Peygamberimiz (sav):"Münafığın alâmetleri üçtür. Söz söylerken, yalan söyler, Vaat ettiği zaman, sözünde durmaz, Kendisine bir şey emniyet edildiği zaman, hıyanet eder!" buyurmuşlardır.(M. Asım Köksal, İslam Tarihi, Köksal Yayıncılık: 4/73-78.)
Şimdi Salebenin durumunu tekrar tekrar gözden geçirip, kendi nefsimizi muhasebe etmeliyiz. Ya Allahın kendi lütfundan verdiği servetimizin zekatını yine Allah rızası için verip dünyamızı ve ahiretimizi mamur ederiz. Yada zekatımızı vermeyerek (yada eksik vererek)dünyanın sosyal dengesini bozduğumuz gibi Allahın azabına layık oluruz.

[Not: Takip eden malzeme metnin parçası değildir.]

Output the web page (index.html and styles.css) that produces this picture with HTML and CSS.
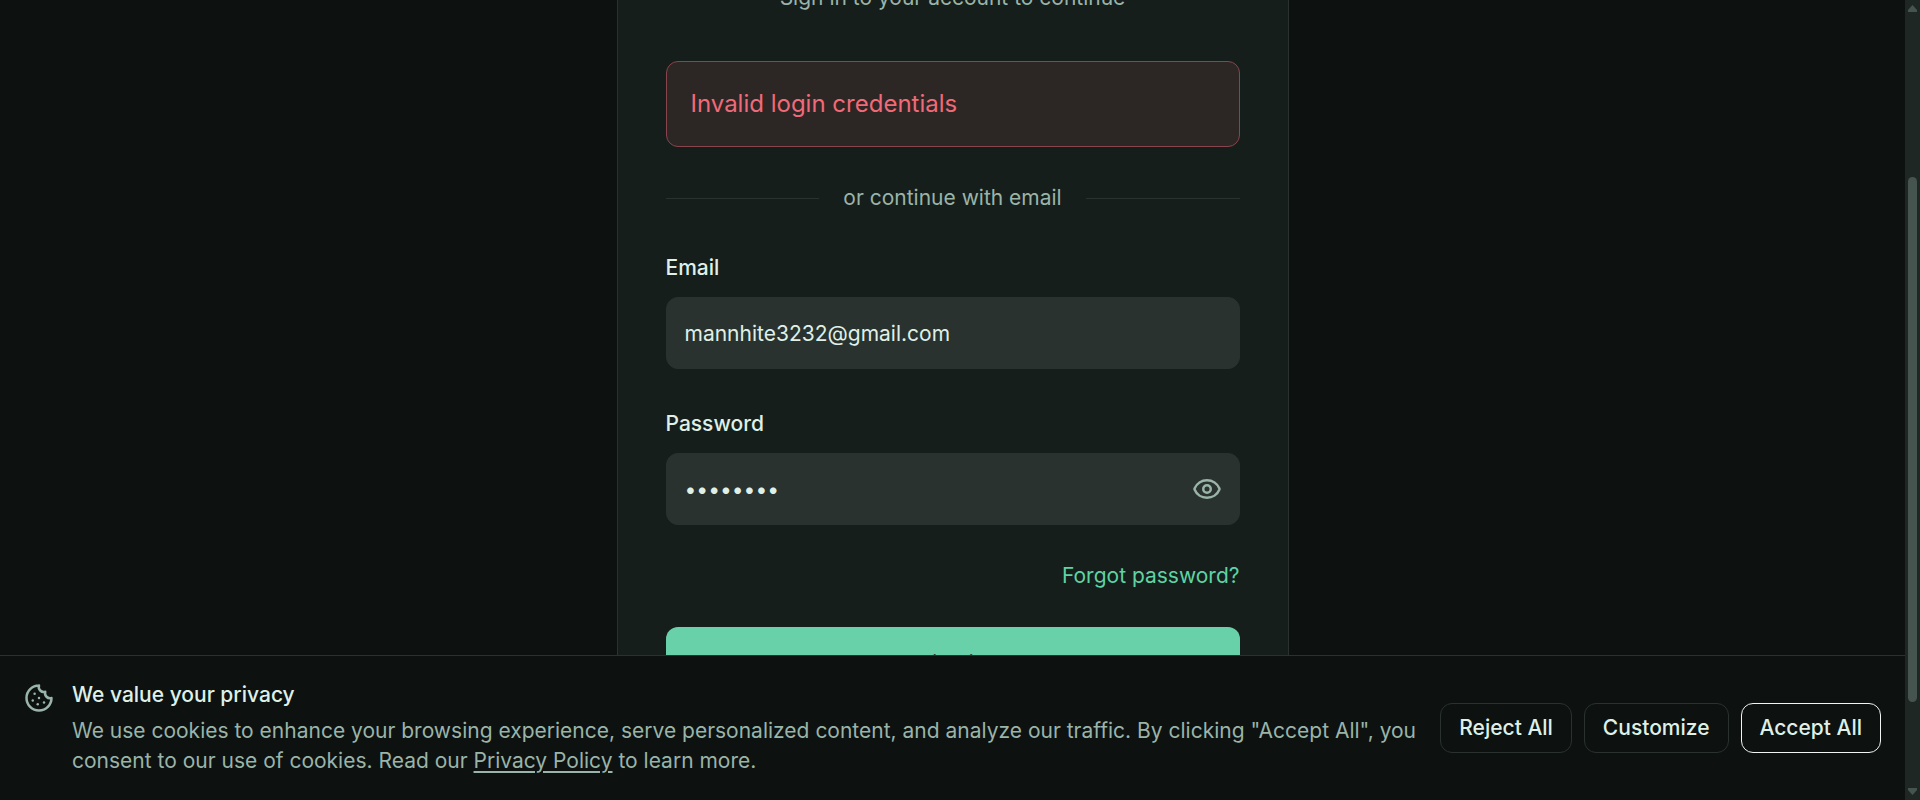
FILE: index.html
```html
<!DOCTYPE html>
<html lang="en">
<head>
<meta charset="utf-8">
<title>Sign in</title>
<link rel="stylesheet" href="styles.css">
</head>
<body class="shell">
<div class="page">
  <main class="content">
    <section class="card">
      <p class="subtitle">Sign in to your account to continue</p>
      <div class="alert" role="alert">Invalid login credentials</div>
      <div class="divider"><span>or continue with email</span></div>
      <form class="form">
        <div class="field">
          <label class="label" for="email">Email</label>
          <input class="input" id="email" type="email" value="mannhite3232@gmail.com">
        </div>
        <div class="field">
          <label class="label" for="password">Password</label>
          <div class="input-group">
            <input class="input input-password" id="password" type="password" value="password">
            <button class="reveal" type="button" aria-label="Show password">
              <svg class="icon" viewBox="0 0 24 24"><path d="M2.062 12.348a1 1 0 0 1 0-.696 10.75 10.75 0 0 1 19.876 0 1 1 0 0 1 0 .696 10.75 10.75 0 0 1-19.876 0"/><circle cx="12" cy="12" r="3"/></svg>
            </button>
          </div>
        </div>
        <a class="forgot" href="#">Forgot password?</a>
        <button class="submit" type="submit">Sign in</button>
      </form>
    </section>
  </main>
  <footer class="consent">
    <svg class="icon consent-icon" viewBox="0 0 24 24" aria-hidden="true"><path d="M12 2a10 10 0 1 0 10 10 4 4 0 0 1-5-5 4 4 0 0 1-5-5"/><path d="M8.5 8.5v.01"/><path d="M16 15.500v.01"/><path d="M12 12v.01"/><path d="M11 17v.01"/><path d="M7 14v.01"/></svg>
    <div class="consent-text">
      <h2 class="consent-title">We value your privacy</h2>
      <p class="consent-body">We use cookies to enhance your browsing experience, serve personalized content, and analyze our traffic. By clicking "Accept All", you consent to our use of cookies. Read our <a class="policy" href="#">Privacy Policy</a> to learn more.</p>
    </div>
    <div class="actions">
      <button class="action" type="button">Reject All</button>
      <button class="action" type="button">Customize</button>
      <button class="action action-primary" type="button">Accept All</button>
    </div>
  </footer>
</div>
<div class="scrollbar" aria-hidden="true">
  <svg class="arrow" viewBox="0 0 9 7"><path d="M4.500 0 9 5v2H0V5z"/></svg>
  <div class="track"><div class="thumb"></div></div>
  <svg class="arrow" viewBox="0 0 9 7"><path d="M4.500 7 9 2V0H0v2z"/></svg>
</div>
</body>
</html>
```
FILE: styles.css
```css
:root {
  --bg: #0d1110;
  --card: #161e1b;
  --line: #2a322f;
  --fg: #def0e7;
  --muted: #9ab4a9;
  --accent: #69d1a9;
}

* { box-sizing: border-box; }

.shell {
  display: flex;
  height: 100vh;
  margin: 0;
  overflow: hidden;
  background: var(--bg);
  color: var(--fg);
  font: 400 21px/30px Inter, "Liberation Sans", sans-serif;
}

.page {
  display: flex;
  flex: 1;
  flex-direction: column;
  min-width: 0;
}

.content {
  flex: 1;
  min-height: 0;
  overflow: hidden;
}

/* Card is scrolled so that its heading sits above the visible area. */
.card {
  max-width: 672px;
  margin: -66px auto 0;
  padding: 48px;
  border: 1px solid var(--line);
  background: var(--card);
}

.subtitle {
  margin: 0 0 48px;
  color: var(--muted);
  text-align: center;
}

.alert {
  padding: 24px;
  border: 1px solid #8a444d;
  border-radius: 12px;
  background: #2c2625;
  color: #f16a77;
  font-size: 24px;
  line-height: 36px;
}

.divider {
  display: flex;
  align-items: center;
  gap: 24px;
  margin: 36px 0;
  color: var(--muted);
}

.divider::before,
.divider::after {
  flex: 1;
  height: 1px;
  background: var(--line);
  content: "";
}

.form {
  display: flex;
  flex-direction: column;
  gap: 36px;
}

.field {
  display: flex;
  flex-direction: column;
  gap: 10px;
}

.label {
  font-weight: 500;
  line-height: 38px;
}

.input {
  width: 100%;
  height: 72px;
  padding: 0 18px;
  border: 1px solid var(--line);
  border-radius: 12px;
  outline: none;
  background: var(--line);
  color: inherit;
  font: inherit;
}

.input-group { position: relative; }

.input-password { padding-right: 66px; }

.reveal {
  display: flex;
  align-items: center;
  position: absolute;
  inset: 0 0 0 auto;
  padding: 0 18px;
  border: 0;
  background: none;
  color: var(--muted);
}

.icon {
  width: 30px;
  height: 30px;
  fill: none;
  stroke: currentColor;
  stroke-width: 2;
  stroke-linecap: round;
  stroke-linejoin: round;
}

.forgot {
  align-self: flex-end;
  color: #5ed3a3;
  text-decoration: none;
}

.submit {
  height: 74px;
  border: 0;
  border-radius: 12px;
  background: var(--accent);
  color: var(--bg);
  font: inherit;
  font-weight: 500;
}

.consent {
  display: flex;
  align-items: flex-start;
  padding: 24px;
  border-top: 1px solid var(--line);
  background: var(--bg);
}

.consent-icon {
  flex: none;
  margin: 3px 18px 0 0;
  color: var(--muted);
}

.consent-text { flex: 1; }

.consent-title {
  margin: 0 0 6px;
  font-size: 21px;
  font-weight: 500;
  line-height: 30px;
}

.consent-body {
  margin: 0;
  color: var(--muted);
}

.policy {
  color: inherit;
  text-underline-offset: 3px;
}

.actions {
  display: flex;
  align-self: center;
  gap: 12px;
  margin-left: 24px;
}

.action {
  height: 50px;
  padding: 0 18px;
  border: 1px solid var(--line);
  border-radius: 12px;
  background: none;
  color: inherit;
  font: inherit;
  font-weight: 500;
}

.action-primary { border-color: #f0f5f3; }

.scrollbar {
  display: flex;
  flex-direction: column;
  align-items: center;
  gap: 4px;
  width: 15px;
  padding: 5px 0;
  background: #1f2724;
}

.arrow {
  flex: none;
  width: 9px;
  height: 7px;
  fill: #46544f;
}

.track {
  flex: 1;
  width: 9px;
}

.thumb {
  height: 525px;
  margin-top: 161px;
  border-radius: 5px;
  background: #46544f;
}
```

Tercih sizin..! Allah Cümlemizi Salebenin akıbetinden muhafaza eylesin..!
Zekâtlarını hakkıyla vermeyenleri ahirette bekleyen korkunç akıbet hakkında ihtar mahiyetindeki şu ayeti kerimeyi de aktararak yazımızı bitirelim;
"Altını ve gümüşü biriktirip de onları Allah yolunda harcamayanlar için acıklı bir azabı müjdele. O gün (bu altın ve gümüşler) cehennem ateşinde kızdırılıp bunlarla onların alınları, böğürleri, sırtları dağlanacak ve (o esnada) işte nefisleriniz için toplayıp, sakladıklarınız; artık saklayıp istifçilik ettiğiniz bu nesnelerin acısını haydi tadın! (denilecek)" (et-Tevbe 9/34-35).